Беглый шотландец выдаст себя за путешествующего геолога-любителя, заодно интересующегося покупкой мехов. Вместе с ним в качестве племянницы и должен был ехать кавалер д'Эон под именем девицы Лии де Бомон. Обоих надлежащим образом тщательно подготовили, причем Дугласу также вменялось в обязанности вести наблюдение и собирать информацию.
Инструкция, данная ему и написанная мелким шрифтом с сокращением слов, была спрятана в табакерке. В ней, в частности, говорилось: «Уже с давних пор его величество не имеет в России ни посланника, ни министра, ни консула, поэтому королю почти ничего не известно о положении этой страны, тем более что ревнивое и подозрительное правительство не дает возможности вести нормальную переписку». В то же время «положение Европы вообще, смуты, возникшие в прошлом году в Польше и готовые, по-видимому, возобновиться; участие, принятое в них петербургским двором, и опасение, что Англия в скором времени при посредстве своего посланника, кавалера Уильяма, заключит договор с Россией о субсидиях, — все это требует тщательного наблюдения за образом действий русского двора».
Дуглас и д'Эон должны были узнать о намерениях русских относительно Швеции, о видах на Польшу и готовности к войне с Пруссией, о политике в отношении Турции.

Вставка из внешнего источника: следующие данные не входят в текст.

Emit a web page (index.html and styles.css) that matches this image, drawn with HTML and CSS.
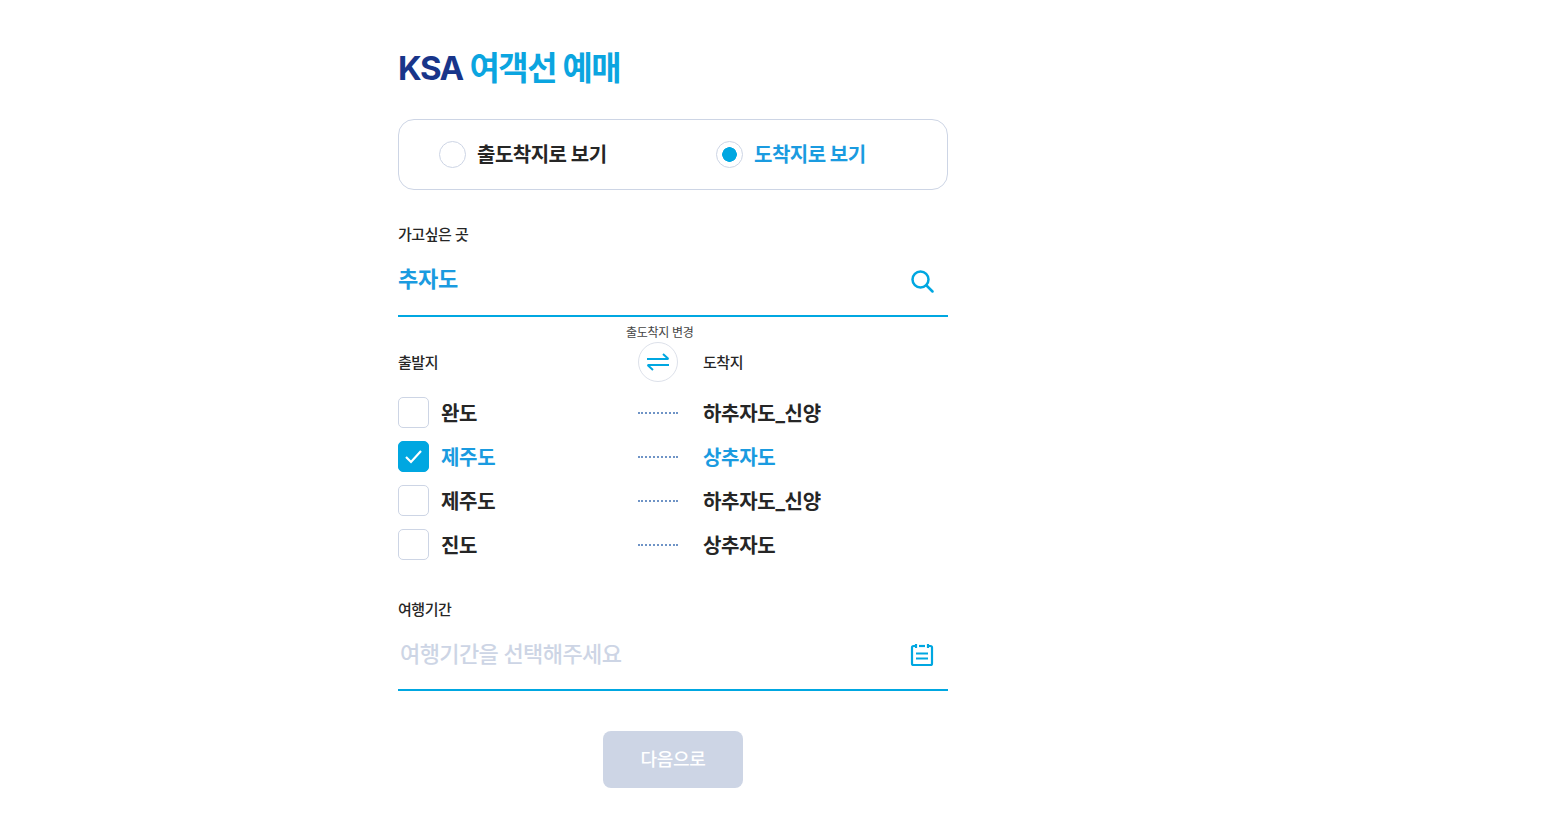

Немалый интерес следовало также проявить к внутреннему положению России, собрать информацию о состоянии армии и флота, их численности, о торговле, словом, обо всем том, что полезно было знать Франции. Так, скажем, французов очень интересовала участь бывшего императора Иоанна Антоновича, содержавшегося в заключении, и его отца принца Брауншвейгского. Нет ли у четырнадцатилетнего свергнутого императора приверженцев и не поддерживает ли их тайно Англия? Если бы оказалось, что это так, то можно было бы нанести удар всей английской дипломатии в Петербурге.
Особую задачу поставили перед «племянницей», задачу, прямо скажем, не из легких: проникнуть ко двору и войти в контакт с самой императрицей; выяснить ее личное отношение к Франции — ведь когда-то, в годы молодости Елизаветы Петровны, существовал план выдать ее за Людовика XV. Возможно, у нее сохранились еще симпатии к нему (король был в этом уверен) и тогда на этом можно будет сыграть.